>> begin

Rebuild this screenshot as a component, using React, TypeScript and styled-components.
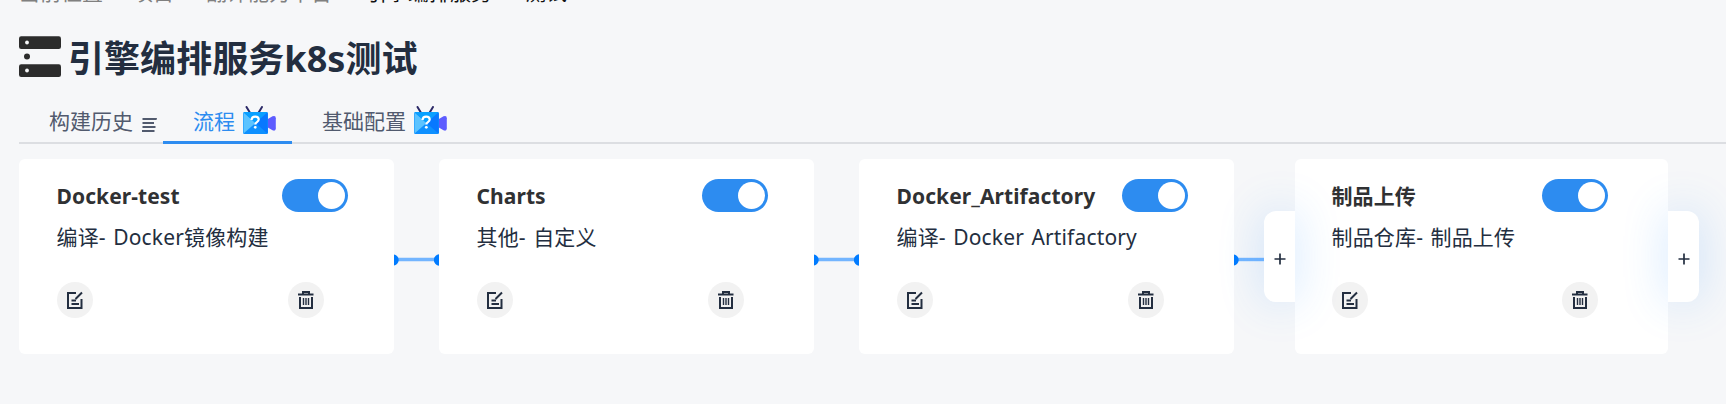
import React from 'react';
import styled, { createGlobalStyle } from 'styled-components';

const GlobalStyle = createGlobalStyle`
  * { box-sizing: border-box; }
  html, body { margin: 0; background: #f6f7f9; overflow: hidden; }
  body { font-family: "Noto Sans", "Noto Sans CJK SC", sans-serif; font-size: 21px; color: #232e40; }
  svg { display: block; flex: none; }
`;

const Page = styled.div`
  width: 100%;
  height: 404px;
  padding-left: 19px;
  overflow: hidden;
  display: flex;
  flex-direction: column;
`;

const Breadcrumb = styled.nav`
  display: flex;
  height: 34px;
  flex: none;
  line-height: 30px;
  margin-top: -23px;
  color: #808080;
  white-space: nowrap;
`;

const Crumb = styled.span<{ $current?: boolean }>`
  color: ${(p) => (p.$current ? '#111' : 'inherit')};
`;

const Separator = styled.span<{ $width: number }>`
  width: ${(p) => p.$width}px;
  text-align: center;
`;

const Header = styled.header`
  display: flex;
  align-items: center;
  gap: 7px;
  height: 64px;
  margin-top: 14px;
  flex: none;
`;

const Title = styled.h1`
  margin: 0;
  padding-top: 3px;
  font-size: 36px;
  line-height: 48px;
  font-weight: 700;
  letter-spacing: 0.05px;
  white-space: nowrap;
`;

const Tabs = styled.div`
  display: flex;
  height: 55px;
  flex: none;
  border-bottom: 2px solid #dcdee2;
`;

const Tab = styled.div<{ $active?: boolean; $width: number }>`
  display: flex;
  align-items: center;
  gap: 8px;
  width: ${(p) => p.$width}px;
  height: 55px;
  padding: 12px 0 0 30px;
  line-height: 30px;
  white-space: nowrap;
  color: ${(p) => (p.$active ? '#2d8cf0' : '#515a6e')};
  border-bottom: 3px solid ${(p) => (p.$active ? '#2d8cf0' : 'transparent')};
`;

const ListGlyph = styled.svg`
  margin-top: 8px;
`;

const CameraGlyph = styled.svg`
  margin-bottom: 2px;
`;

const Flow = styled.main`
  display: flex;
  align-items: center;
  height: 195px;
  margin-top: 15px;
  flex: none;
`;

const Card = styled.section<{ $narrow?: boolean }>`
  display: flex;
  flex-direction: column;
  width: ${(p) => (p.$narrow ? 373 : 375)}px;
  height: 195px;
  flex: none;
  padding: 20px ${(p) => (p.$narrow ? '60px 0 37px' : '46px 0 38px')};
  background: #fff;
  border-radius: 6px;
`;

const CardHead = styled.div`
  display: flex;
  justify-content: space-between;
  height: 33px;
`;

const CardTitle = styled.h2`
  margin: 0 0 0 -0.5px;
  font-size: 21px;
  line-height: 34px;
  font-weight: 700;
  letter-spacing: 0.08px;
  color: #303133;
  white-space: nowrap;
`;

const Toggle = styled.span`
  display: flex;
  justify-content: flex-end;
  width: 66px;
  height: 33px;
  padding: 3px;
  border-radius: 17px;
  background: #2d8cf0;
`;

const Knob = styled.span`
  width: 27px;
  height: 27px;
  border-radius: 50%;
  background: #fff;
`;

const Description = styled.p`
  margin: 10px 0 0 -0.5px;
  line-height: 30px;
  letter-spacing: 0.16px;
  word-spacing: 1.8px;
  white-space: nowrap;
`;

const Actions = styled.div<{ $inset: number }>`
  display: flex;
  justify-content: space-between;
  margin-top: 30px;
  padding-right: ${(p) => p.$inset}px;
`;

const RoundButton = styled.button`
  display: flex;
  align-items: center;
  justify-content: center;
  width: 36px;
  height: 36px;
  padding: 0;
  border: 0;
  border-radius: 50%;
  background: #f2f2f2;
`;

const AddButton = styled.button<{ $side: 'left' | 'right' }>`
  position: relative;
  display: flex;
  align-items: center;
  justify-content: center;
  width: 31px;
  height: 91px;
  padding: 5px 0 0;
  border: 0;
  flex: none;
  background: #fff;
  border-radius: ${(p) => (p.$side === 'left' ? '12px 0 0 12px' : '0 12px 12px 0')};
  box-shadow: 0 0 45px rgba(50, 145, 255, 0.22);
`;

const Link = styled.svg`
  margin-top: 6px;
`;

const ServerIcon = () => (
  <svg width="42" height="42" viewBox="0 0 42 42">
    <rect y="0.3" width="42" height="12.7" rx="2.2" fill="#2c2c2c" />
    <rect y="28.3" width="42" height="12.7" rx="2.2" fill="#2c2c2c" />
    <circle cx="8" cy="6.5" r="1.9" fill="#f6f7f9" />
    <circle cx="8" cy="20.5" r="3" fill="#2c2c2c" />
    <circle cx="8" cy="34.5" r="1.9" fill="#f6f7f9" />
  </svg>
);

const ListIcon = () => (
  <ListGlyph width="16" height="14" viewBox="0 0 16 14" fill="#515a6e">
    <path d="M1.500 0H16l-.5 2h-14zM1.500 4h11.500v2H1.500zM1.500 8h13v2h-13zM1 12h12.500v2H1z" />
  </ListGlyph>
);

const CameraIcon = () => (
  <CameraGlyph width="33" height="28" viewBox="0 0 33 28">
    <path d="M3.500 1 7 6.700M19 1l-3.500 5.700" stroke="#2c2a68" strokeWidth="2" strokeLinecap="round" />
    <path d="M24 13.500 29.500 10.300q3.300-1.300 3.300 2v10q0 3.300-3.300 2L24 21z" fill="#5d5cff" />
    <rect x="0" y="6" width="25" height="22" rx="1.500" fill="#0e90ff" />
    <path d="M.5 6.500 12.500 17 .5 27.500z" fill="#5cc3ff" />
    <path d="M.5 6h24L12.500 17z" fill="#08a0ff" />
    <path d="M24.500 6.500v21L12.500 17z" fill="#0878ff" />
    <path d="M8.500 14c.2-2.300 1.600-3.300 3.700-3.300 2.100 0 3.500 1.100 3.500 2.900 0 2.600-3.400 2.400-3.400 4.800" fill="none" stroke="#fff" strokeWidth="2.200" />
    <circle cx="12.300" cy="21.300" r="1.400" fill="#fff" />
  </CameraGlyph>
);

const EditIcon = () => (
  <svg width="18" height="18" viewBox="0 0 18 18" fill="none" stroke="#232e40" strokeWidth="2">
    <path d="M10 2H2v15h13.500V8" />
    <path d="M16 1.500 9.500 8M5.500 9.500H10M5.500 13H13" />
  </svg>
);

const TrashIcon = () => (
  <svg width="16" height="18" viewBox="0 0 16 18" fill="none" stroke="#232e40">
    <path d="M5 2.500V1h6v1.500M0 3.500h15.500" strokeWidth="2" />
    <path d="M2 6v11h12V6" strokeWidth="2" />
    <path d="M5.500 7v7M8 7v7M10.500 7v7" strokeWidth="1.400" />
  </svg>
);

const PlusIcon = () => (
  <svg width="12" height="12" viewBox="0 0 12 12">
    <path d="M6 .5v11M.5 6h11" stroke="#232e40" strokeWidth="1.700" />
  </svg>
);

const Connector = ({ width, open }: { width: number; open?: boolean }) => (
  <Link width={width} height="12" viewBox={`0 0 ${width} 12`}>
    <path d={`M0 5.500H${width}`} stroke="#73b5ff" strokeWidth="3.400" />
    <circle cx="-1" cy="6" r="5.700" fill="#007bff" />
    {!open && <circle cx={width + 0.5} cy="6" r="5.700" fill="#007bff" />}
  </Link>
);

interface StageProps {
  title: string;
  description: string;
  narrow?: boolean;
}

const Stage = ({ title, description, narrow }: StageProps) => (
  <Card $narrow={narrow}>
    <CardHead>
      <CardTitle>{title}</CardTitle>
      <Toggle role="switch" aria-checked="true">
        <Knob />
      </Toggle>
    </CardHead>
    <Description>{description}</Description>
    <Actions $inset={narrow ? 10 : 24}>
      <RoundButton><EditIcon /></RoundButton>
      <RoundButton><TrashIcon /></RoundButton>
    </Actions>
  </Card>
);

export default function App() {
  return (
    <Page>
      <GlobalStyle />
      <Breadcrumb>
        <Crumb>当前位置</Crumb>
        <Separator $width={29}>&gt;</Separator>
        <Crumb>项目</Crumb>
        <Separator $width={32}>&gt;</Separator>
        <Crumb>翻译能力平台</Crumb>
        <Separator $width={34}>&gt;</Separator>
        <Crumb $current>引擎编排服务k8s测试</Crumb>
      </Breadcrumb>
      <Header>
        <ServerIcon />
        <Title>引擎编排服务k8s测试</Title>
      </Header>
      <Tabs>
        <Tab $width={144}>构建历史<ListIcon /></Tab>
        <Tab $width={129} $active>流程<CameraIcon /></Tab>
        <Tab $width={155}>基础配置<CameraIcon /></Tab>
      </Tabs>
      <Flow>
        <Stage title="Docker-test" description="编译- Docker镜像构建" />
        <Connector width={45} />
        <Stage title="Charts" description="其他- 自定义" />
        <Connector width={45} />
        <Stage title="Docker_Artifactory" description="编译- Docker Artifactory" />
        <Connector width={30} open />
        <AddButton $side="left"><PlusIcon /></AddButton>
        <Stage title="制品上传" description="制品仓库- 制品上传" narrow />
        <AddButton $side="right"><PlusIcon /></AddButton>
      </Flow>
    </Page>
  );
}
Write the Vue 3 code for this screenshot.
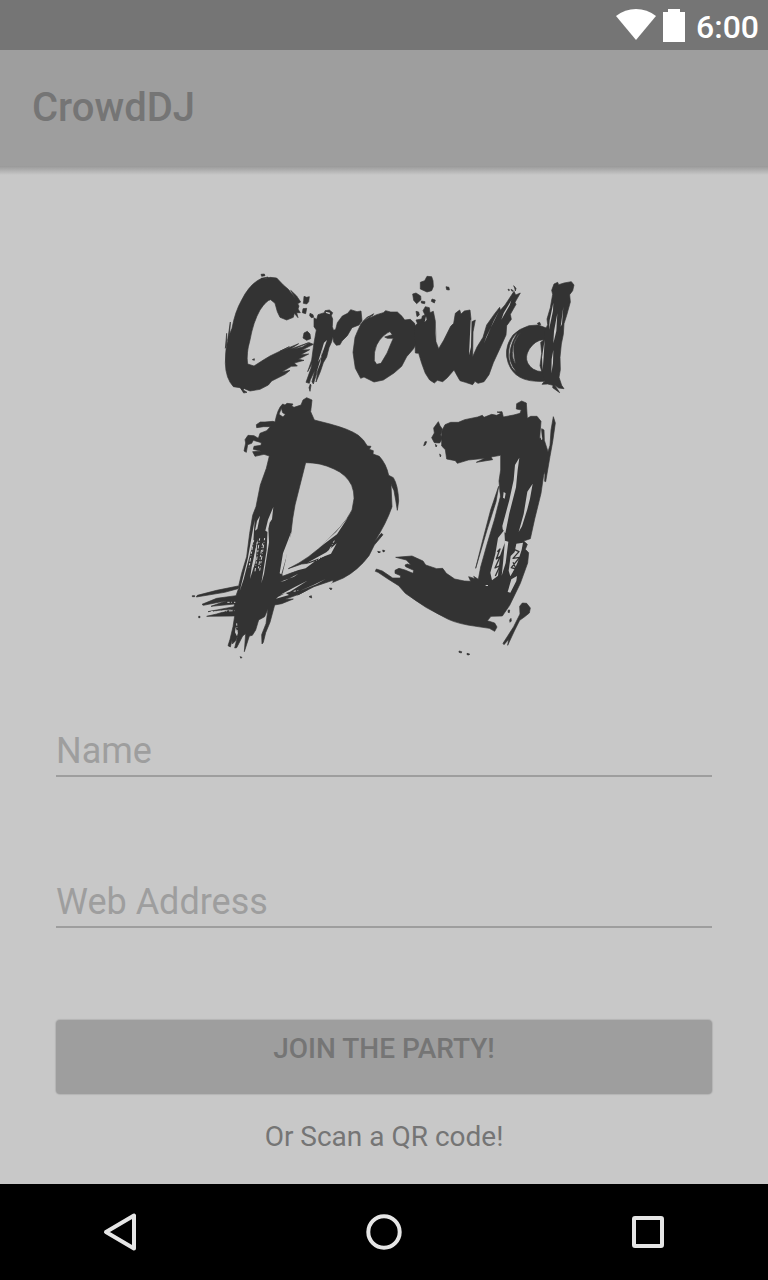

>> end

TASK:
Look through the data above. Each line containing the word "this" needs to be copied.

EXERCISE ANSWER:
Rebuild this screenshot as a component, using React, TypeScript and styled-components.
Write the Vue 3 code for this screenshot.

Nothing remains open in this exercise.